Fort Worth do-gooders, you’re in good company. The 817 has a rich history of charitable giving, largely through well-funded foundations and patrons. However, starting and maintaining a charity is no easy feat, even when the mission is much needed. When donating any shekels this holiday season, keep these laudable local nonprofits in mind.
The Welman Project’s mission is simple: Take unwanted and discarded supplies from businesses (chairs, desks, office supplies) and divvy them out to Fort Worth school district classrooms and other groups in need. Co-founders Vanessa Barker and Taylor Willis salvage several dumpsters’ worth of materials a month from local landfills. They volunteer their time each week, answering phone calls, picking up supplies, and working with Welman’s network of school contacts to find the right home for donations. Cutting down on waste while supporting strapped public schools seems like an idea that’s long overdue.
Our southern neighbor Granbury is home to Project-44. The charitable ministry has donated more than 350 cars to low-income families since 2008. Single parents are prioritized in the selection process. Car donors also benefit from a significant tax deduction.

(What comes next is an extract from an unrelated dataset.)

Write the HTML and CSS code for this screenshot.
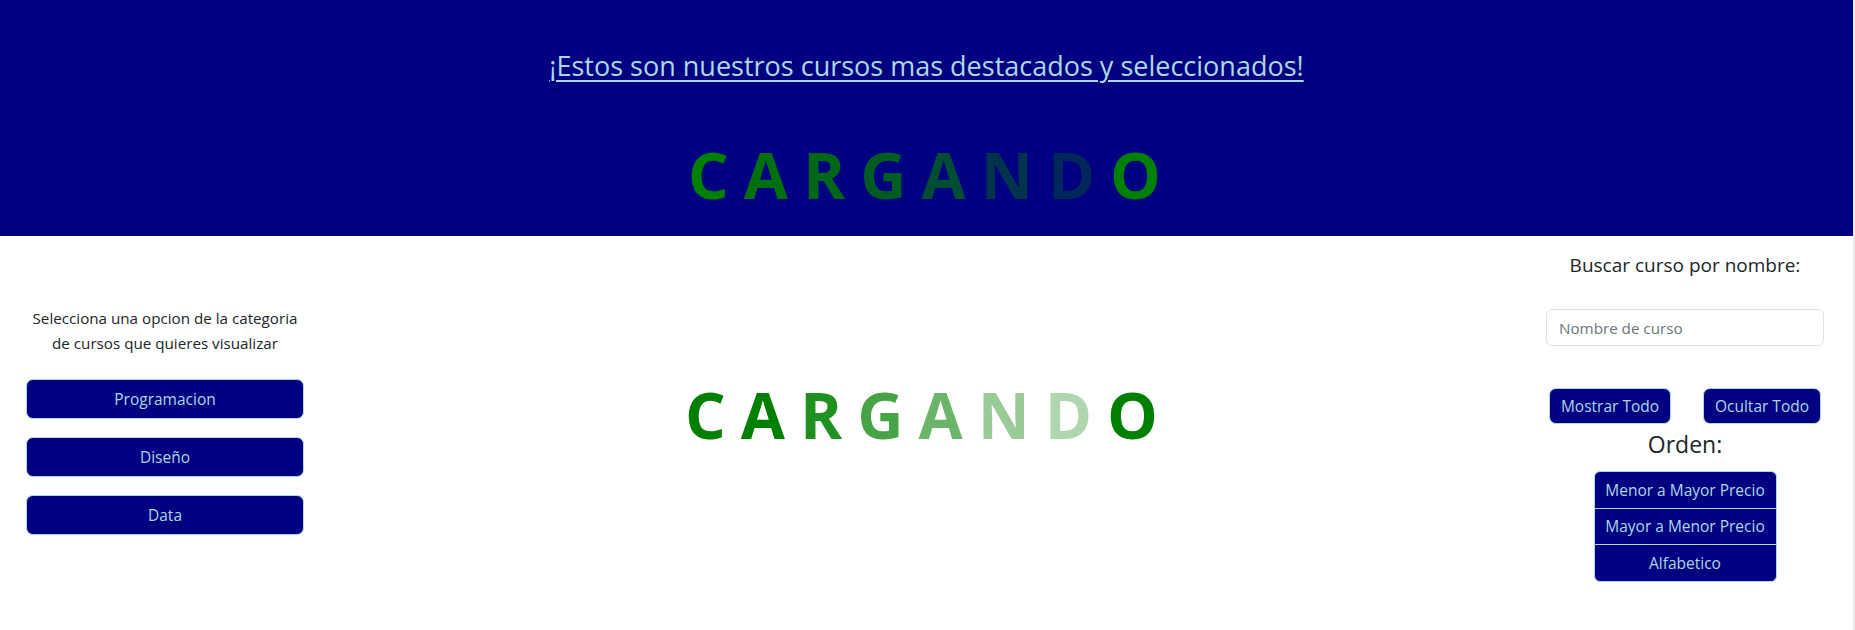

The Near Southside’s Cane Rosso partners with Cane Rosso Rescue to support local dog rescue groups and find new homes for abandoned canines. A portion of Cane Rosso sales supports the new venture. Adopting a dog from the Cane Rosso Rescue Adoption Center in Carrollton will earn you a VIP Black Card that eliminates long waits in line. There are other pizza-related perks for fostering from the shelter as well.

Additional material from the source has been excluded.